However, in an interview with Newstalk ZB's Mike Hosking this morning, Prime Minister Jacinda Ardern refused to confirm the exact number of people who had left.
MediaWorks yesterday reported seven party members and officials laid complaints this year accusing the senior party staffer of "unacceptable behaviour ranging from bullying and intimidation to sexual harassment and sexual assault".
When pressed by Hosking, Ardern said she wouldn't be commenting on the investigation, labelling it a "party matter". She also refused to comment on the number of people who had left.
"This is an inquiry which is still under way and is a party matter ... but if you want numbers who come and go from the Labour party I can't tell you.
"I've seen the claims but I can't give you verified numbers.
"It's something for the party and not something that I am directly involved in ... the party has already indicated that it is checking that everything it should have done was done when the complaints [were made]."
As for what was now happening, she said the party was "currently assessing the inquiry which was undertaken".
Asked why she wouldn't inquire personally, Ardern replied that it wasn't appropriate.
As for when the inquiry would be completed she said that was also "a matter for the party".
However, Newstalk ZB political reporter Barry Soper said the allegations involved not only sexual assault but rape, offers to pay for sex and that there were 12 alleged complainants.
"What they're saying is, the party is telling them not to comment.
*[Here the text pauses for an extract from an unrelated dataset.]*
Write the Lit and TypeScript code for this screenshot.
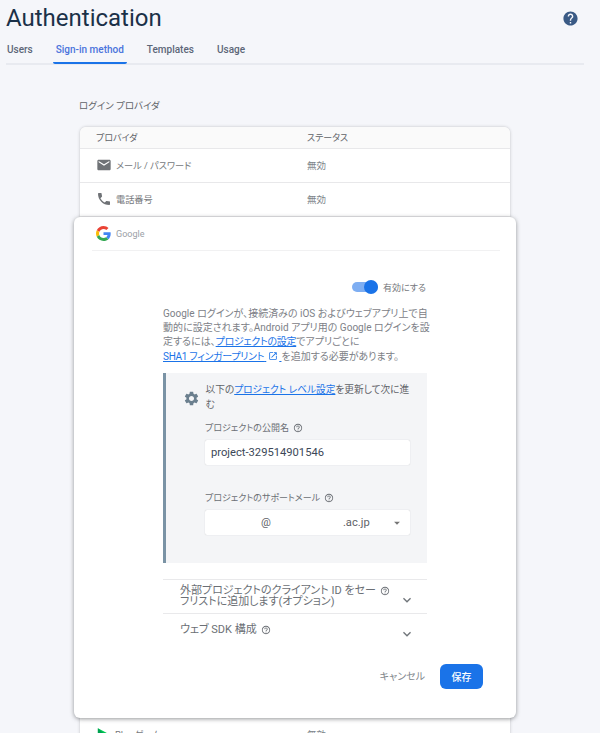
import { LitElement, html, css, svg } from "lit";
import { customElement } from "lit/decorators.js";

const ICONS: Record<string, string> = {
  mail: "M20 4H4c-1.1 0-2 .9-2 2v12c0 1.1.9 2 2 2h16c1.1 0 2-.9 2-2V6c0-1.1-.9-2-2-2zm0 4l-8 5-8-5V6l8 5 8-5v2z",
  phone:
    "M6.62 10.79c1.44 2.83 3.76 5.14 6.59 6.59l2.2-2.2c.27-.27.67-.36 1.02-.24 1.12.37 2.33.57 3.57.57.55 0 1 .45 1 1V20c0 .55-.45 1-1 1-9.39 0-17-7.61-17-17 0-.55.45-1 1-1h3.5c.55 0 1 .45 1 1 0 1.25.2 2.45.57 3.57.11.35.03.74-.25 1.02l-2.2 2.2z",
  settings:
    "M19.14 12.94c.04-.3.06-.61.06-.94 0-.32-.02-.64-.07-.94l2.03-1.58c.18-.14.23-.41.12-.61l-1.92-3.32c-.12-.22-.37-.29-.59-.22l-2.39.96c-.5-.38-1.03-.7-1.62-.94l-.36-2.54c-.04-.24-.24-.41-.48-.41h-3.84c-.24 0-.43.17-.47.41l-.36 2.54c-.59.24-1.13.57-1.62.94l-2.39-.96c-.22-.08-.47 0-.59.22L2.74 8.87c-.12.21-.08.47.12.61l2.03 1.58c-.05.3-.09.63-.09.94s.02.64.07.94l-2.03 1.58c-.18.14-.23.41-.12.61l1.92 3.32c.12.22.37.29.59.22l2.39-.96c.5.38 1.03.7 1.62.94l.36 2.54c.05.24.24.41.48.41h3.84c.24 0 .44-.17.47-.41l.36-2.54c.59-.24 1.13-.56 1.62-.94l2.39.96c.22.08.47 0 .59-.22l1.92-3.32c.12-.22.07-.47-.12-.61l-2.01-1.58zM12 15.6c-1.98 0-3.6-1.62-3.6-3.6s1.62-3.6 3.6-3.6 3.6 1.62 3.6 3.6-1.62 3.6-3.6 3.6z",
  help: "M12 2C6.48 2 2 6.48 2 12s4.48 10 10 10 10-4.48 10-10S17.52 2 12 2zm1 17h-2v-2h2v2zm2.07-7.75l-.9.92C13.45 12.9 13 13.5 13 15h-2v-.5c0-1.1.45-2.1 1.17-2.83l1.24-1.26c.37-.36.59-.86.59-1.41 0-1.1-.9-2-2-2s-2 .9-2 2H8c0-2.21 1.79-4 4-4s4 1.79 4 4c0 .88-.36 1.68-.93 2.25z",
  helpOutline:
    "M11 18h2v-2h-2v2zm1-16C6.48 2 2 6.48 2 12s4.48 10 10 10 10-4.48 10-10S17.52 2 12 2zm0 18c-4.41 0-8-3.59-8-8s3.59-8 8-8 8 3.59 8 8-3.59 8-8 8zm0-14c-2.21 0-4 1.79-4 4h2c0-1.1.9-2 2-2s2 .9 2 2c0 2-3 1.75-3 5h2c0-2.25 3-2.5 3-5 0-2.21-1.79-4-4-4z",
  expand: "M16.59 8.59L12 13.17 7.41 8.59 6 10l6 6 6-6z",
  open: "M19 19H5V5h7V3H5c-1.11 0-2 .9-2 2v14c0 1.1.89 2 2 2h14c1.1 0 2-.9 2-2v-7h-2v7zM14 3v2h3.59l-9.83 9.83 1.41 1.41L19 6.41V10h2V3h-7z",
  arrow: "M7 10l5 5 5-5z",
};

const icon = (name: string, size: number, color: string) => html`
  <svg class="icon" width=${size} height=${size} viewBox="0 0 24 24" fill=${color}>
    ${svg`<path d=${ICONS[name]}></path>`}
  </svg>
`;

const googleLogo = html`
  <svg class="icon" width="15" height="15" viewBox="0 0 48 48">
    <path fill="#EA4335" d="M24 9.5c3.54 0 6.71 1.22 9.21 3.6l6.85-6.85C35.9 2.38 30.47 0 24 0 14.62 0 6.51 5.38 2.56 13.22l7.98 6.19C12.43 13.72 17.74 9.5 24 9.5z"></path>
    <path fill="#4285F4" d="M46.98 24.55c0-1.57-.15-3.09-.38-4.55H24v9.02h12.94c-.58 2.96-2.26 5.48-4.78 7.18l7.73 6c4.51-4.18 7.09-10.36 7.09-17.65z"></path>
    <path fill="#FBBC05" d="M10.53 28.59c-.48-1.45-.76-2.99-.76-4.59s.27-3.14.76-4.59l-7.98-6.19C.92 16.46 0 20.12 0 24c0 3.88.92 7.54 2.56 10.78l7.97-6.19z"></path>
    <path fill="#34A853" d="M24 48c6.48 0 11.93-2.13 15.89-5.81l-7.73-6c-2.15 1.45-4.92 2.3-8.16 2.3-6.26 0-11.57-4.22-13.47-9.91l-7.98 6.19C6.51 42.62 14.62 48 24 48z"></path>
  </svg>
`;

const playLogo = html`
  <svg class="icon" width="15" height="15" viewBox="0 0 24 24">
    <path fill="#00c853" d="M3 2v20l19-10z"></path>
    <path fill="#00a152" d="M3 2l11 10-11 10z"></path>
  </svg>
`;

@customElement("app-root")
export class AppRoot extends LitElement {
  static styles = css`
    :host {
      display: block;
      width: 600px;
      height: 733px;
      overflow: hidden;
      background: #f5f6fa;
      font-family: Roboto, "Noto Sans CJK JP", sans-serif;
      font-feature-settings: "palt";
      color: #5f6368;
    }
    .icon {
      display: block;
      flex: none;
    }
    .page-head {
      display: flex;
      justify-content: space-between;
      padding: 5px 21px 0 6px;
    }
    h1 {
      margin: 0;
      font-size: 24px;
      line-height: 27px;
      font-weight: 400;
      color: #1b3148;
    }
    .page-head .icon {
      margin-top: 5px;
    }
    .tabs {
      display: flex;
      margin: 10px 16px 0 6px;
      border-bottom: 2px solid #e8eaf0;
      height: 21px;
    }
    .tab {
      padding: 0 3px;
      margin-right: 17px;
      font-size: 10px;
      font-weight: 500;
      line-height: 16px;
      color: #5c6678;
      height: 21px;
    }
    .tab.first {
      padding-left: 1px;
    }
    .tab.active {
      color: #4a73dc;
      height: 20px;
      border-bottom: 2px solid #1a73e8;
      border-radius: 0 0 2px 2px;
    }
    main {
      padding: 34px 90px 0 80px;
    }
    h2 {
      margin: 0 0 14px -1px;
      font-size: 9.5px;
      line-height: 14px;
      font-weight: 400;
      color: #5f6368;
    }
    .table {
      background: #fff;
      border-radius: 6px 6px 0 0;
      box-shadow: 0 0 3px rgba(60, 64, 67, 0.3);
    }
    .row {
      display: grid;
      grid-template-columns: 211px 1fr;
      align-items: center;
      height: 32px;
      padding: 0 0 1px 16px;
      font-size: 9.2px;
      border-bottom: 1px solid #e8e8ea;
    }
    .row.head {
      height: 20px;
      padding-bottom: 1px;
      background: #fafafa;
      border-radius: 6px 6px 0 0;
      font-size: 9px;
      color: #5f6368;
    }
    .provider {
      display: flex;
      align-items: center;
      gap: 4px;
    }
    .provider .name {
      color: #75787c;
    }
    .status {
      color: #80868b;
      font-size: 9.5px;
    }
    .row.head .status {
      color: #5f6368;
      font-size: 9px;
    }
    .dialog {
      margin: 0 -6px;
      position: relative;
      background: #fff;
      border-radius: 6px;
      box-shadow: 0 1px 4px rgba(60, 64, 67, 0.55);
      height: 501px;
      box-sizing: border-box;
      padding: 0 16px 0 18px;
    }
    .dialog-head {
      display: flex;
      align-items: center;
      gap: 5px;
      height: 33px;
      border-bottom: 1px solid #f1f1f2;
      padding-left: 4px;
      font-size: 9px;
      color: #9aa0a6;
    }
    .body {
      width: 264px;
      margin-left: 71px;
    }
    .toggle-row {
      display: flex;
      justify-content: flex-end;
      align-items: center;
      gap: 5px;
      height: 16px;
      margin-top: 28px;
      padding-right: 1px;
      font-size: 9px;
      color: #75787c;
    }
    .switch {
      display: flex;
      align-items: center;
      width: 26px;
      height: 10px;
      border-radius: 5px;
      background: #7eaef2;
      justify-content: flex-end;
    }
    .switch i {
      display: block;
      width: 14px;
      height: 14px;
      border-radius: 50%;
      background: #1a73e8;
    }
    .intro {
      margin: 12px 0 0;
      font-size: 10px;
      line-height: 14.2px;
      color: #7d8187;
      white-space: nowrap;
    }
    a {
      color: #1a73e8;
      text-decoration: underline;
    }
    .intro a {
      letter-spacing: -0.3px;
    }
    .intro a .icon {
      display: inline-block;
      vertical-align: -1px;
      margin: 0 1px 0 2px;
    }
    .notice {
      margin-top: 9.5px;
      height: 190px;
      box-sizing: border-box;
      background: #f4f5f7;
      border-left: 3px solid #7a93a5;
      padding: 9px 17px 0 18px;
    }
    .notice-title {
      display: flex;
      gap: 6px;
      align-items: flex-start;
      font-size: 9.7px;
      line-height: 15px;
      color: #5f6368;
      white-space: nowrap;
    }
    .notice-title .icon {
      margin: 8px 0 0 -1.5px;
    }
    .field {
      margin-left: 21px;
      margin-top: 10px;
    }
    .field + .field {
      margin-top: 27px;
    }
    .field label {
      display: flex;
      align-items: center;
      gap: 4px;
      font-size: 9px;
      line-height: 12px;
      color: #6b6f75;
    }
    .input {
      display: flex;
      align-items: center;
      justify-content: space-between;
      height: 25px;
      margin-top: 6px;
      background: #fff;
      border-radius: 2px;
      box-shadow: 0 0 1px rgba(60, 64, 67, 0.3);
      padding: 0 6px;
      font-size: 11.2px;
      color: #3c4858;
    }
    .mail .at {
      margin-left: 50px;
      font-size: 11px;
      color: #5f6368;
    }
    .mail .domain {
      margin-left: 72px;
      font-size: 11.2px;
      color: #5f6368;
    }
    .mail .text {
      display: flex;
    }
    .accordion {
      display: flex;
      justify-content: space-between;
      align-items: center;
      box-sizing: border-box;
      height: 34px;
      border-top: 1px solid #e9e9eb;
      padding: 0 12px 2px 17px;
      font-size: 11px;
      line-height: 11px;
      color: #6b6f75;
      white-space: nowrap;
    }
    .accordion.first {
      margin-top: 16px;
    }
    .accordion > .icon {
      margin-top: 8px;
    }
    .inline {
      display: inline-block;
      vertical-align: -2px;
      margin-left: 4px;
    }
    .actions {
      display: flex;
      justify-content: flex-end;
      align-items: center;
      gap: 15px;
      margin: 17px 17px 0 0;
      font-size: 10px;
      color: #80868b;
    }
    .actions .cancel {
      padding-bottom: 2px;
    }
    .save {
      width: 43px;
      height: 25px;
      border-radius: 6px;
      background: #1a73e8;
      color: #fff;
      display: flex;
      align-items: center;
      justify-content: center;
      font-size: 10px;
      font-weight: 500;
    }
  `;

  render() {
    return html`
      <div class="page-head">
        <h1>Authentication</h1>
        ${icon("help", 17, "#3a5a85")}
      </div>
      <nav class="tabs">
        <div class="tab first">Users</div>
        <div class="tab active">Sign-in method</div>
        <div class="tab">Templates</div>
        <div class="tab">Usage</div>
      </nav>
      <main>
        <h2>ログイン プロバイダ</h2>
        <div class="table">
          <div class="row head">
            <div>プロバイダ</div>
            <div class="status">ステータス</div>
          </div>
          <div class="row">
            <div class="provider">${icon("mail", 16, "#6f7276")}<span class="name">メール / パスワード</span></div>
            <div class="status">無効</div>
          </div>
          <div class="row">
            <div class="provider">${icon("phone", 16, "#6f7276")}<span class="name">電話番号</span></div>
            <div class="status">無効</div>
          </div>
          <section class="dialog">
            <div class="dialog-head">${googleLogo}<span>Google</span></div>
            <div class="body">
              <div class="toggle-row">
                <div class="switch"><i></i></div>
                <span>有効にする</span>
              </div>
              <p class="intro">
                Google ログインが、接続済みの iOS およびウェブアプリ上で自<br />
                動的に設定されます。Android アプリ用の Google ログインを設<br />
                定するには、<a>プロジェクトの設定</a>でアプリごとに<br />
                <a>SHA1 フィンガープリント${icon("open", 10, "#1a73e8")}</a>を追加する必要があります。
              </p>
              <div class="notice">
                <div class="notice-title">
                  ${icon("settings", 17, "#6b7f8e")}
                  <span>以下の<a>プロジェクト レベル設定</a>を更新して次に進<br />む</span>
                </div>
                <div class="field">
                  <label>プロジェクトの公開名 ${icon("helpOutline", 10, "#6b6f75")}</label>
                  <div class="input">project-329514901546</div>
                </div>
                <div class="field">
                  <label>プロジェクトのサポートメール ${icon("helpOutline", 10, "#6b6f75")}</label>
                  <div class="input mail">
                    <span class="text"><span class="at">@</span><span class="domain">.ac.jp</span></span>
                    ${icon("arrow", 14, "#757575")}
                  </div>
                </div>
              </div>
              <div class="accordion first">
                <span>外部プロジェクトのクライアント ID をセー<span class="inline">${icon("helpOutline", 10, "#6b6f75")}</span><br />フリストに追加します(オプション)</span>
                ${icon("expand", 16, "#70757a")}
              </div>
              <div class="accordion">
                <span>ウェブ SDK 構成<span class="inline">${icon("helpOutline", 10, "#6b6f75")}</span></span>
                ${icon("expand", 16, "#70757a")}
              </div>
            </div>
            <div class="actions">
              <span class="cancel">キャンセル</span>
              <div class="save">保存</div>
            </div>
          </section>
          <div class="row">
            <div class="provider">${playLogo}<span class="name">Play ゲーム</span></div>
            <div class="status">無効</div>
          </div>
        </div>
      </main>
    `;
  }
}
They say people incredibly high up are on the side of the accused in the Beehive."
Soper said those allegedly affected were "frightened" of talking to the media as they claimed they would have their support withdrawn if they spoke out.
"They talked about not just sexual assault but rape, they said that this person worked in the Beehive for two years, he was offering promotions for sex. They said there was a huge power imbalance, they said the person was well known to Jacinda Ardern and Grant Robertson.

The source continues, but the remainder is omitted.